Exactly repeat the material, dropping every picture from the copy.

DATA EXTRACT start

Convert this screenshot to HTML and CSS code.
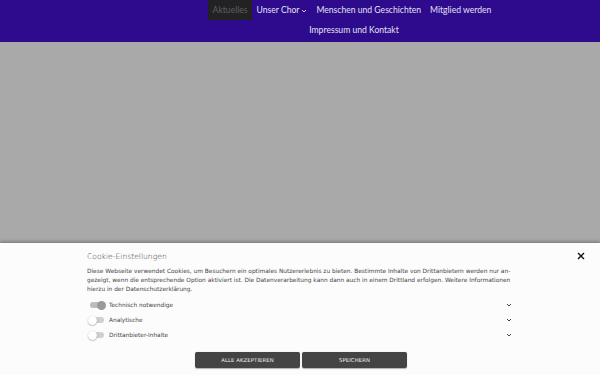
FILE: index.html
```html
<!DOCTYPE html>
<html lang="de">
<head>
<meta charset="utf-8">
<link rel="stylesheet" href="styles.css">
</head>
<body>
<header class="header">
  <nav class="nav">
    <div class="nav-row">
      <a class="nav-item active">Aktuelles</a>
      <a class="nav-item">Unser Chor <svg class="caret" width="6" height="4" viewBox="0 0 6 4"><path d="M1 1 L3 3 L5 1" fill="none" stroke="currentColor" stroke-width="0.9"/></svg></a>
      <a class="nav-item">Menschen und Geschichten</a>
      <a class="nav-item">Mitglied werden</a>
    </div>
    <div class="nav-row">
      <a class="nav-item">Impressum und Kontakt</a>
    </div>
  </nav>
</header>
<main class="hero"></main>
<section class="cookie">
  <div class="cookie-inner">
    <div class="cookie-head">
      <h2 class="cookie-title">Cookie-Einstellungen</h2>
      <svg class="close" width="8" height="8" viewBox="0 0 8 8"><path d="M1 1 L7 7 M7 1 L1 7" stroke="#111" stroke-width="1.4"/></svg>
    </div>
    <p class="cookie-text">Diese Webseite verwendet Cookies, um Besuchern ein optimales Nutzererlebnis zu bieten. Bestimmte Inhalte von Drittanbietern werden nur an-<br>gezeigt, wenn die entsprechende Option aktiviert ist. Die Datenverarbeitung kann dann auch in einem Drittland erfolgen. Weitere Informationen hierzu in der Datenschutzerklärung.</p>
    <ul class="options">
      <li class="option"><span class="toggle on"><span class="knob"></span></span><span class="label">Technisch notwendige</span><svg class="chev" width="6" height="4" viewBox="0 0 6 4"><path d="M1 1 L3 3 L5 1" fill="none" stroke="#444" stroke-width="1"/></svg></li>
      <li class="option"><span class="toggle"><span class="knob"></span></span><span class="label">Analytische</span><svg class="chev" width="6" height="4" viewBox="0 0 6 4"><path d="M1 1 L3 3 L5 1" fill="none" stroke="#444" stroke-width="1"/></svg></li>
      <li class="option"><span class="toggle"><span class="knob"></span></span><span class="label">Drittanbieter-Inhalte</span><svg class="chev" width="6" height="4" viewBox="0 0 6 4"><path d="M1 1 L3 3 L5 1" fill="none" stroke="#444" stroke-width="1"/></svg></li>
    </ul>
    <div class="buttons">
      <button class="btn">ALLE AKZEPTIEREN</button>
      <button class="btn">SPEICHERN</button>
    </div>
  </div>
</section>
</body>
</html>
```

FILE: styles.css
```css
* { box-sizing: border-box; }
html, body { margin: 0; padding: 0; }
body { width: 600px; height: 375px; overflow: hidden; background: #a9a9a9; font-family: "DejaVu Sans", sans-serif; }
.header { background: #2d0b8c; height: 42px; }
.nav { display: flex; flex-direction: column; padding-left: 104px; }
.nav-row { display: flex; justify-content: center; }
.nav-row + .nav-row { padding-left: 4px; }
.nav-item { font-family: "Lato", sans-serif; font-size: 8.6px; color: #e4e0f4; height: 20px; line-height: 20px; padding: 0 4.5px; display: flex; align-items: center; gap: 2px; }
.nav-item.active { background: #222222; color: #5e5e68; }
.caret { margin-top: 1px; }
.hero { height: 201px; background: #a9a9a9; }
.cookie { background: #fcfcfc; height: 132px; box-shadow: 0 -1px 4px rgba(0,0,0,0.35); }
.cookie-inner { padding: 7px 15px 0 87px; }
.cookie-head { display: flex; justify-content: space-between; align-items: center; height: 12px; }
.cookie-title { margin: 0; font-size: 7.6px; font-weight: 300; color: #333; }
.cookie-text { margin: 4.5px 0 0; font-size: 5.85px; line-height: 9px; color: #444; width: 440px; }
.options { list-style: none; margin: 4px 0 0; padding: 0; width: 425px; }
.option { display: flex; align-items: center; height: 15px; font-size: 5.8px; color: #444; }
.toggle { width: 14px; height: 6px; border-radius: 3px; background: #d0d0d0; position: relative; margin-left: 3px; margin-right: 5px; }
.knob { position: absolute; left: -2px; top: -1.5px; width: 9px; height: 9px; border-radius: 50%; background: #fff; box-shadow: 0 0.5px 1.5px rgba(0,0,0,0.4); }
.toggle.on { background: #bdbdbd; }
.toggle.on .knob { left: auto; right: -2px; background: #9a9a9a; box-shadow: none; }
.label { flex: 1; }
.buttons { display: flex; gap: 2px; margin: 9.5px 0 0 108px; }
.btn { width: 105px; height: 16px; background: #444444; color: #eee; border: none; border-radius: 2px; font-family: "DejaVu Sans", sans-serif; font-size: 5.3px; letter-spacing: 0.1px; padding: 0; box-shadow: 0 0.5px 1px rgba(0,0,0,0.3); }
```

DATA EXTRACT end

## COMPLETE ANSWER
Convert this screenshot to HTML and CSS code.
FILE: index.html
```html
<!DOCTYPE html>
<html lang="de">
<head>
<meta charset="utf-8">
<link rel="stylesheet" href="styles.css">
</head>
<body>
<header class="header">
  <nav class="nav">
    <div class="nav-row">
      <a class="nav-item active">Aktuelles</a>
      <a class="nav-item">Unser Chor <svg class="caret" width="6" height="4" viewBox="0 0 6 4"><path d="M1 1 L3 3 L5 1" fill="none" stroke="currentColor" stroke-width="0.9"/></svg></a>
      <a class="nav-item">Menschen und Geschichten</a>
      <a class="nav-item">Mitglied werden</a>
    </div>
    <div class="nav-row">
      <a class="nav-item">Impressum und Kontakt</a>
    </div>
  </nav>
</header>
<main class="hero"></main>
<section class="cookie">
  <div class="cookie-inner">
    <div class="cookie-head">
      <h2 class="cookie-title">Cookie-Einstellungen</h2>
      <svg class="close" width="8" height="8" viewBox="0 0 8 8"><path d="M1 1 L7 7 M7 1 L1 7" stroke="#111" stroke-width="1.4"/></svg>
    </div>
    <p class="cookie-text">Diese Webseite verwendet Cookies, um Besuchern ein optimales Nutzererlebnis zu bieten. Bestimmte Inhalte von Drittanbietern werden nur an-<br>gezeigt, wenn die entsprechende Option aktiviert ist. Die Datenverarbeitung kann dann auch in einem Drittland erfolgen. Weitere Informationen hierzu in der Datenschutzerklärung.</p>
    <ul class="options">
      <li class="option"><span class="toggle on"><span class="knob"></span></span><span class="label">Technisch notwendige</span><svg class="chev" width="6" height="4" viewBox="0 0 6 4"><path d="M1 1 L3 3 L5 1" fill="none" stroke="#444" stroke-width="1"/></svg></li>
      <li class="option"><span class="toggle"><span class="knob"></span></span><span class="label">Analytische</span><svg class="chev" width="6" height="4" viewBox="0 0 6 4"><path d="M1 1 L3 3 L5 1" fill="none" stroke="#444" stroke-width="1"/></svg></li>
      <li class="option"><span class="toggle"><span class="knob"></span></span><span class="label">Drittanbieter-Inhalte</span><svg class="chev" width="6" height="4" viewBox="0 0 6 4"><path d="M1 1 L3 3 L5 1" fill="none" stroke="#444" stroke-width="1"/></svg></li>
    </ul>
    <div class="buttons">
      <button class="btn">ALLE AKZEPTIEREN</button>
      <button class="btn">SPEICHERN</button>
    </div>
  </div>
</section>
</body>
</html>
```

FILE: styles.css
```css
* { box-sizing: border-box; }
html, body { margin: 0; padding: 0; }
body { width: 600px; height: 375px; overflow: hidden; background: #a9a9a9; font-family: "DejaVu Sans", sans-serif; }
.header { background: #2d0b8c; height: 42px; }
.nav { display: flex; flex-direction: column; padding-left: 104px; }
.nav-row { display: flex; justify-content: center; }
.nav-row + .nav-row { padding-left: 4px; }
.nav-item { font-family: "Lato", sans-serif; font-size: 8.6px; color: #e4e0f4; height: 20px; line-height: 20px; padding: 0 4.5px; display: flex; align-items: center; gap: 2px; }
.nav-item.active { background: #222222; color: #5e5e68; }
.caret { margin-top: 1px; }
.hero { height: 201px; background: #a9a9a9; }
.cookie { background: #fcfcfc; height: 132px; box-shadow: 0 -1px 4px rgba(0,0,0,0.35); }
.cookie-inner { padding: 7px 15px 0 87px; }
.cookie-head { display: flex; justify-content: space-between; align-items: center; height: 12px; }
.cookie-title { margin: 0; font-size: 7.6px; font-weight: 300; color: #333; }
.cookie-text { margin: 4.5px 0 0; font-size: 5.85px; line-height: 9px; color: #444; width: 440px; }
.options { list-style: none; margin: 4px 0 0; padding: 0; width: 425px; }
.option { display: flex; align-items: center; height: 15px; font-size: 5.8px; color: #444; }
.toggle { width: 14px; height: 6px; border-radius: 3px; background: #d0d0d0; position: relative; margin-left: 3px; margin-right: 5px; }
.knob { position: absolute; left: -2px; top: -1.5px; width: 9px; height: 9px; border-radius: 50%; background: #fff; box-shadow: 0 0.5px 1.5px rgba(0,0,0,0.4); }
.toggle.on { background: #bdbdbd; }
.toggle.on .knob { left: auto; right: -2px; background: #9a9a9a; box-shadow: none; }
.label { flex: 1; }
.buttons { display: flex; gap: 2px; margin: 9.5px 0 0 108px; }
.btn { width: 105px; height: 16px; background: #444444; color: #eee; border: none; border-radius: 2px; font-family: "DejaVu Sans", sans-serif; font-size: 5.3px; letter-spacing: 0.1px; padding: 0; box-shadow: 0 0.5px 1px rgba(0,0,0,0.3); }
```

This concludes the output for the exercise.